We don’t seem to have realised that that notion is dead. It’s gone the way of the suits and cocktail dresses and armchair ashtrays. It has been destroyed by capitalism, by privatisation, by the importance of shareholders and profits over service and representation.
Just a few weeks ago, Australia’s notional national carrier announced a few changes to its schedules for the coming months. Due to the ongoing conflict in the Middle East and associated rises in fuel cost, Qantas will cut 5 per cent of its domestic capacity across its flagship brand and Jetstar from May.
Some services to rural centres will be cut completely: Melbourne to Hamilton Island will be suspended; Sydney to Busselton is on hold; Melbourne to Coffs Harbour is also suspended; Darwin to the Gold Coast is off. Flights between popular capital cities on larger aircraft will be reduced. US flights will have reduced capacity on smaller planes.
Those larger, long-range aircraft won’t sit idle, however. They’re being redeployed to routes between Australia and Europe, which have experienced an uptick in popularity and are far more profitable for the airline, with revenue per available seat kilometre set to double on those European flights on previous estimates.
The ‘national carrier’ is an anachronism, one we should look back on fondly, while also realising that, for the most part, it no longer exists.

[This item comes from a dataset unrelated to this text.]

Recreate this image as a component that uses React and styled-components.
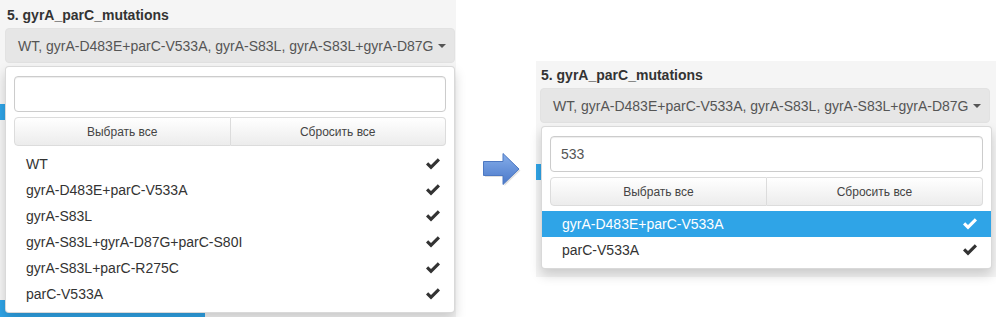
import React from 'react';
import styled, { createGlobalStyle } from 'styled-components';

const GlobalStyle = createGlobalStyle`
  html, body {
    margin: 0;
    padding: 0;
    background: #fff;
  }
  body {
    font-family: "Liberation Sans", Arial, Helvetica, sans-serif;
    font-size: 14px;
    color: #333;
  }
`;

const Page = styled.div`
  display: flex;
  align-items: flex-start;
  width: 996px;
  height: 317px;
  overflow: hidden;
`;

const Shot = styled.div`
  width: ${({ $width }) => $width}px;
  margin-top: ${({ $top }) => $top || 0}px;
  flex: none;
`;

const Well = styled.div`
  box-sizing: border-box;
  background: #f5f5f5;
  height: ${({ $height }) => $height}px;
  padding: ${({ $pad }) => `${$pad}px 0 0 ${$pad}px`};
  display: flex;
  flex-direction: column;
`;

const Label = styled.div`
  font-weight: bold;
  font-size: 14px;
  line-height: 20px;
  color: #333;
  margin-bottom: 3px;
  padding-left: ${({ $indent }) => $indent}px;
`;

const SelectWrap = styled.div`
  position: relative;
  width: 450px;
  z-index: 2;
`;

const SelectButton = styled.div`
  box-sizing: border-box;
  height: 35px;
  display: flex;
  align-items: center;
  justify-content: space-between;
  padding: 0 10px 0 12px;
  background: #e6e6e6;
  border: 1px solid #e2e2e2;
  border-radius: 4px;
  color: #555;
  font-size: 14px;
  white-space: nowrap;
`;

const Caret = styled.span`
  width: 0;
  height: 0;
  border-top: 4px solid #555;
  border-left: 4px solid transparent;
  border-right: 4px solid transparent;
  margin-left: 4px;
`;

const Menu = styled.div`
  position: absolute;
  top: calc(100% + 3px);
  left: ${({ $left }) => $left}px;
  width: ${({ $w }) => $w}px;
  box-sizing: border-box;
  background: #fff;
  border: 1px solid rgba(0, 0, 0, 0.15);
  border-radius: 4px;
  box-shadow: 0 6px 12px rgba(0, 0, 0, 0.175);
  padding: 5px 0;
`;

const SearchBox = styled.div`
  padding: 4px 8px 0;
`;

const SearchInput = styled.div`
  box-sizing: border-box;
  height: 36px;
  border: 1px solid #ccc;
  border-radius: 4px;
  box-shadow: inset 0 1px 1px rgba(0, 0, 0, 0.075);
  padding: 0 10px;
  display: flex;
  align-items: center;
  font-size: 14px;
  color: #555;
`;

const ActionsBox = styled.div`
  padding: 5px 8px;
  display: flex;
`;

const ActionButton = styled.div`
  flex: 1;
  box-sizing: border-box;
  height: 29px;
  display: flex;
  align-items: center;
  justify-content: center;
  font-size: 12px;
  color: #444;
  background: linear-gradient(#fff, #ececec);
  border: 1px solid #dcdcdc;
  border-radius: ${({ $side }) => ($side === 'left' ? '4px 0 0 4px' : '0 4px 4px 0')};
  ${({ $side }) => ($side === 'right' ? 'border-left: none;' : '')}
`;

const Item = styled.div`
  height: 26px;
  display: flex;
  align-items: center;
  justify-content: space-between;
  padding: 0 14px 0 20px;
  font-size: 14px;
  color: ${({ $active }) => ($active ? '#fff' : '#333')};
  background: ${({ $active }) => ($active ? '#2fa4e7' : 'transparent')};
`;

const Tab = styled.div`
  margin-top: 41px;
  margin-left: ${({ $pad }) => -$pad}px;
  width: 30px;
  height: 16px;
  background: #2fa4e7;
  border-radius: 0 4px 4px 0;
`;

const Footer = styled.div`
  margin-top: auto;
  margin-left: -5px;
  width: 205px;
  height: 17px;
  background: #2fa4e7;
`;

const ArrowCol = styled.div`
  width: 80px;
  flex: none;
  padding: 152px 0 0 26px;
  box-sizing: border-box;
`;

const Check = ({ color }) => (
  <svg width="14" height="12" viewBox="0 0 14 12">
    <polygon points="0,6.5 2.2,4.3 5,7.1 11.8,0.3 14,2.5 5,11.5" fill={color} />
  </svg>
);

const Arrow = () => (
  <svg width="42" height="36" viewBox="0 0 42 36">
    <defs>
      <linearGradient id="arrowFill" x1="0" y1="0" x2="0" y2="1">
        <stop offset="0" stopColor="#86aeea" />
        <stop offset="1" stopColor="#4a78c9" />
      </linearGradient>
    </defs>
    <path
      d="M1.5 9.5 H21 V1.5 L37 17 L21 32.5 V23.5 H1.5 Z"
      fill="rgba(0,0,0,0.12)"
      transform="translate(1.5,1.5)"
    />
    <path
      d="M1.5 9.5 H21 V1.5 L37 17 L21 32.5 V23.5 H1.5 Z"
      fill="url(#arrowFill)"
      stroke="#4d78c2"
      strokeWidth="1"
    />
  </svg>
);

const Dropdown = ({ items, query, menuLeft, menuWidth }) => (
  <SelectWrap>
    <SelectButton>
      <span>WT, gyrA-D483E+parC-V533A, gyrA-S83L, gyrA-S83L+gyrA-D87G</span>
      <Caret />
    </SelectButton>
    <Menu $left={menuLeft} $w={menuWidth}>
      <SearchBox>
        <SearchInput>{query}</SearchInput>
      </SearchBox>
      <ActionsBox>
        <ActionButton $side="left">Выбрать все</ActionButton>
        <ActionButton $side="right">Сбросить все</ActionButton>
      </ActionsBox>
      {items.map((it) => (
        <Item key={it.label} $active={it.active}>
          <span>{it.label}</span>
          <Check color={it.active ? '#fff' : '#333'} />
        </Item>
      ))}
    </Menu>
  </SelectWrap>
);

const allItems = [
  { label: 'WT' },
  { label: 'gyrA-D483E+parC-V533A' },
  { label: 'gyrA-S83L' },
  { label: 'gyrA-S83L+gyrA-D87G+parC-S80I' },
  { label: 'gyrA-S83L+parC-R275C' },
  { label: 'parC-V533A' },
];

const filtered = [
  { label: 'gyrA-D483E+parC-V533A', active: true },
  { label: 'parC-V533A' },
];

const App = () => (
  <>
    <GlobalStyle />
    <Page>
      <Shot $width={456}>
        <Well $height={317} $pad={5}>
          <Label $indent={2}>5. gyrA_parC_mutations</Label>
          <Dropdown items={allItems} query="" menuLeft={0} menuWidth={450} />
          <Tab $pad={5} />
          <Footer />
        </Well>
      </Shot>
      <ArrowCol>
        <Arrow />
      </ArrowCol>
      <Shot $width={460} $top={61}>
        <Well $height={216} $pad={4}>
          <Label $indent={1}>5. gyrA_parC_mutations</Label>
          <Dropdown items={filtered} query="533" menuLeft={1} menuWidth={451} />
          <Tab $pad={4} />
        </Well>
      </Shot>
    </Page>
  </>
);

export default App;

If you’re a tourism operator in Margaret River, or Hamilton Island, or Coffs Harbour, hoping for business in the cooler months, hard luck. If you’re a tourist planning a winter holiday, same goes. Your flights were going to reduce Qantas’s profitability.
This shows up the farcical nature of the idea of a national carrier. Once an airline is privatised, it may trade on the idea of representation and service to a nation when it suits it, but its key service is to its shareholders. Private companies don’t represent national values, or place value on vital services to citizens. They make money.
There are still a few majority government-owned and truly national carriers out there. Emirates is one (along with Etihad, which shares the title for the UAE). Malaysia Airlines is another. Qatar. Singapore Airlines. Ethiopian Airlines. Even the Kiwi government maintains its majority ownership in Air New Zealand.
These airlines do still serve their nations, and they’re broadly representative of their home country’s culture and characteristics: Emirates is sleek and modern; Singapore Airlines is friendly and efficient; Air New Zealand is laidback and welcoming; Ethiopian puts the lie to global assumptions about its home.
Elsewhere, however, those airlines that have been privatised over the years tend not to stick so closely to the stereotypes.
British Airways long ago ceased to be an airline of genteel good manners and upper-crust service. JAL does a good enough job, but doesn’t feel quite in line with Japan’s highly polished aesthetics. Lufthansa’s on-time performance sits below 80 per cent, putting it outside the top 10 in Europe.
And those that never were government entities certainly don’t represent their country’s citizens, even if they would like to think of themselves as the national carrier: American Airlines, for example, or LATAM, or Ryanair (I’m kidding – mostly).
We live in a world now where laidback Aussies are just out there trying to maximise profits, and prim and proper Brits are trying to squeeze you into terrible seats, and efficient Germans have no idea where your suitcase has gone.
The “national carrier” is an anachronism, one we should look back on fondly, while also realising that, for the most part, it no longer exists.